CM     What kind of audience did NYAFF serve when presented originally in Chinatown, subsequently at the Anthology Film Archives, and now at the Walter Reade?


SJ       I wasn't there at the time! I wish I could comment on it. I attended one of the first editions of NYAFF, way back then, but not the very first. Since we started off as a genre festival, it was lot of fanboys, I imagine, movie nerds of all kinds (not such a big crowd at the time). People who were passionate about movies from Asia. That crowd. At the time, genre cinema had sort of a stigma attached to it. Now it's become so mainstream. That's a huge difference between the festival started and now, in 2016. Anyway, genre film fans are still our base; they've been faithful to us, as I feel we've been faithful to them.


CM      How big is your current audience?


SJH     In the 10,000-plus range.


CM    The screenings I attended were mostly sold out. What accounts for this increase? Is it a growing interest in the countries your films come from or the fact that these films are otherwise not accessible?


SJ     We spent a lot of time on the programming, selecting films and guests very carefully. With a different programming team, and a different marketing approach. 

On the other hand, yes, I think there's more interest in the countries the films are from. With the rise of China, there seems to be a surge of interest in East Asian countries in general. The players in the industry have changed a bit, but access to Asian cinema in general isn't as restricted as it used to be. There are countless titles available on VOD platforms, and a few get released theatrically every year. 

Of course, the boom you had about a decade ago now is gone, but it's not as difficult to find films as it used to be 15 years ago when the festival was created. In any case, to go back to your question, I think we've developed a relationship of trust with New York audiences, and they feel that they'll find some great films to watch with us. And you know, the atmosphere of the festival is quite unique. 


CM     Do you have any demographic data covering your audience such as ethnic composition, age, sex and educational status?  If not what is your estimate?

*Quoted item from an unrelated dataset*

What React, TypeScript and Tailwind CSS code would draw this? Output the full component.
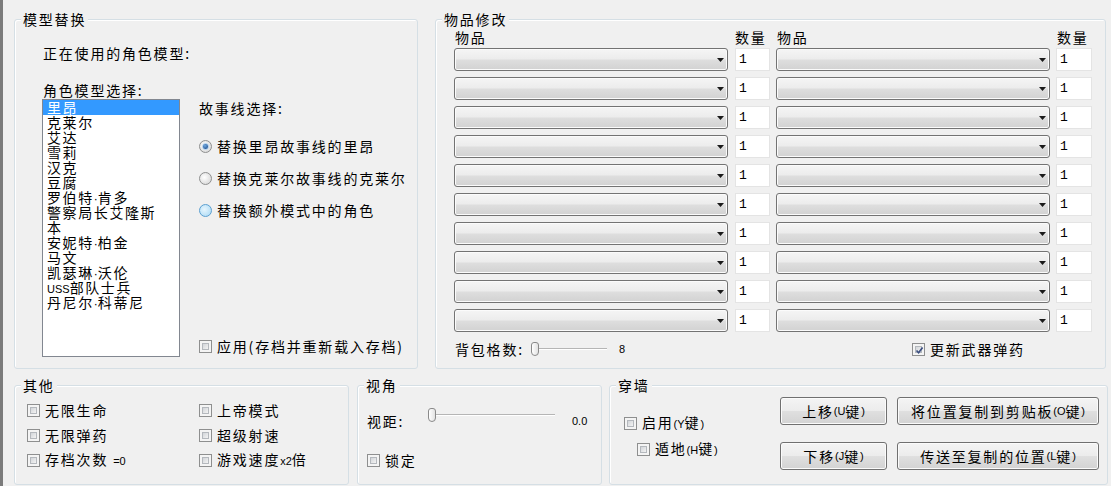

SJ      Yes, we do. It'd be an interesting to do a thorough data analysis at some point, but we just don't have the resources.  It's quite a diverse audience. With a majority of women these days, interestingly enough. All ages, all educational status.

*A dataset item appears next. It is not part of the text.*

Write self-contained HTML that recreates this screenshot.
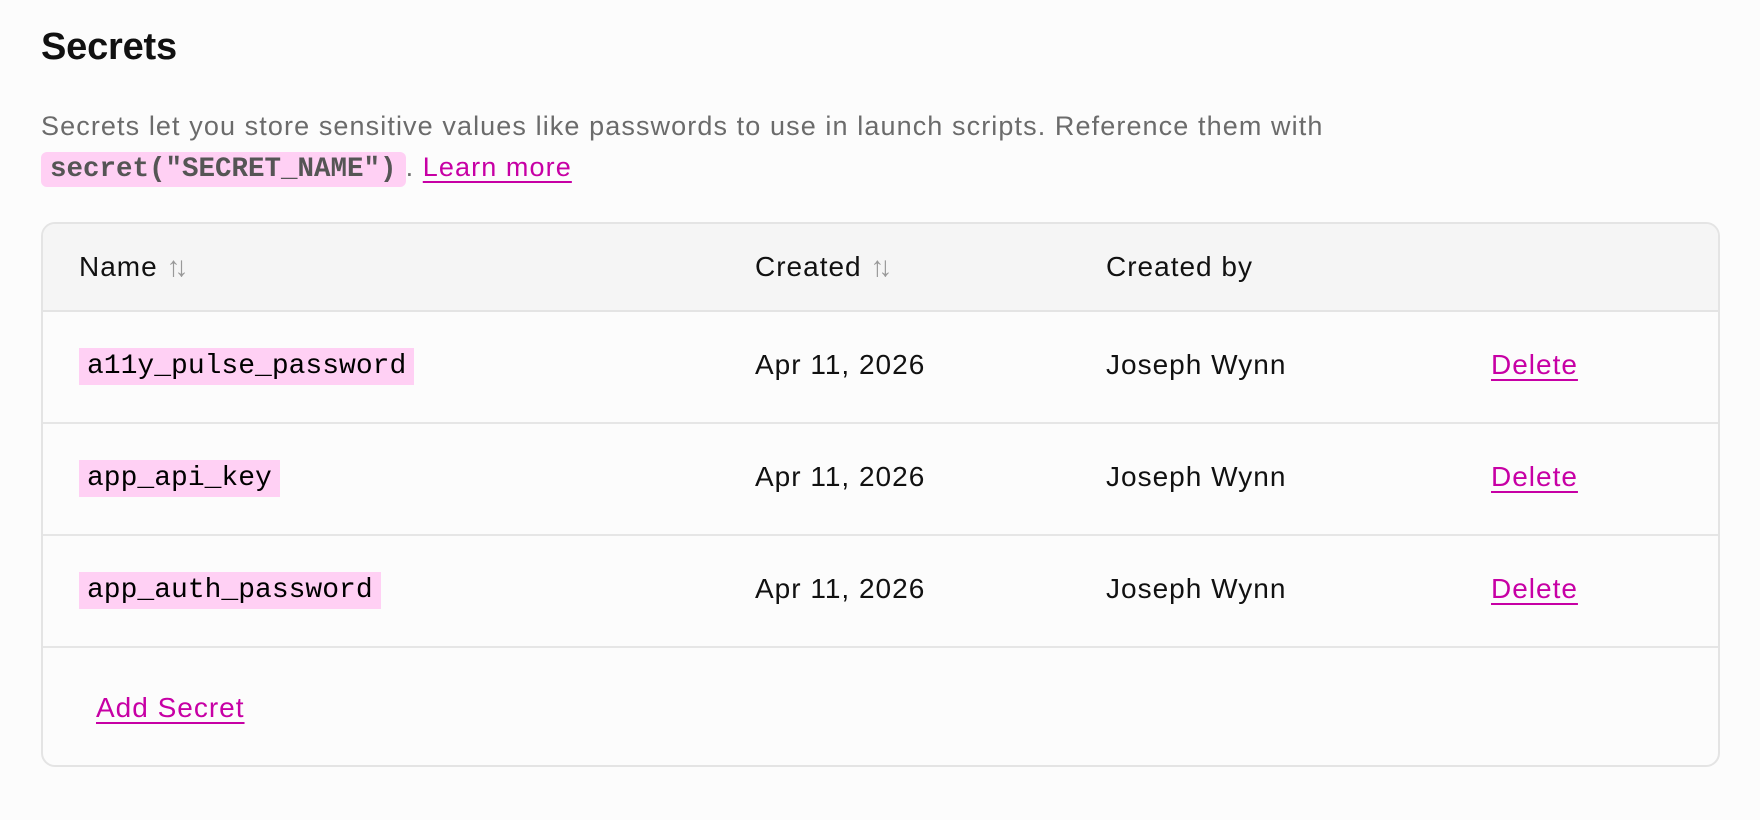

CM     When securing films for the festivals what are the problems you encounter?


SJ      There's always the race to getting the best premiere possible. Conflicting plans with theatrical or VOD releases, other festivals etc.  But we usually get the films we want.  


CM     How many films were considered by the festival this year and how many were selected?


SJ      Hard to tell, now that the festival is behind us. Somewhere in the several hundred title range. I can't quite remember honestly. But definitely a 3-digit figure.


CM     How many films were programmed when you started in Chinatown?


SJ      Only a handful. We're talking 5, 6 films. It was small, and it was never meant to be a big thing. The festival evolved organically from there.


CM    Are there productions which are directly submitted to the festival by filmmakers?

If so how many compared to those selected by you and your staff from other festivals and recommendations?


SJ     There are a few. Actually, an increasing number every year. 

Mostly the festival is curated, and it's something that's likely to change. But it's nice that more and more filmmakers think of us and want to show their films at our festival.  


CM     By the time they are screened by the festival are some of the films already in theatrical or digital platform distribution in the United States and/or Canada?


SJ       A few. Some of them get small theatrical release. Sometimes if we find the film enjoyable and important enough, we decide to include the title in our lineup, regardless of premiere status-- or absence thereof.


CM     Have any films been picked up by distributors after they were first shown at NYAFF?  If so can you name some?


SJ     Yes, a few every year. "My Love Don't Cross that River" was picked up for distribution last year. And US distributors are looking at the films we programmed this year, as of the time of this interview.


CM    According to a recent write up in the Wall Street Journal, China will become, by the end of 2017, the world’s biggest film market and soon thereafter China will be producing more films than any other country. Will this result in more films from China and Hong Kong being selected for your fest in the future?


SJ   Not necessarily, but I suppose it could. It depends on the quality of the output.


CM   In New York you have many festivals covering specific countries, from large ones such as the Indian Film Festival to small ones like the Bosnian - Herzegovinian film festival. But there is no Chinese film festival here.  What do you think is the reason?

Does the NYAFF preempt that space?


SJ   There is actually a Chinese film festival. From what I heard, it's not exactly great.

Overall, I'm really not a big fan of national film showcases, though I ran one for 4 years. In the era of rabid nationalisms, I think there's something wrong about the "promotion" of this or that culture. Most of these showcases go on about the uniqueness of the country the films they are showing are from. Frankly, it's quite boring. 

Why this country, as opposed to that country? All countries are unique, as are all individuals. The discourse always comes back to the same thing (chauvinism and my tribe vs yours). In this day and age, I'd much rather focus on what people have in common (which means understanding other film cultures, how they differ from one another), rather than wave someone's flag (whoever and whatever that is).


CM   Do you receive any public funding? Is most of your funding from private sources?


SJ    No public funding. 


CM   What is the proportion of the festival budget covered by ticket sales?


SJ  A good chunk. Box office sales are vital to the existence of our festival.


CM   In organizing the 2016 edition of the festival what were the biggest challenges you faced?


SJ    I worked with a different team, so there are challenges that come with working with a different set of personalities, a different group. But I think it was by far our best year.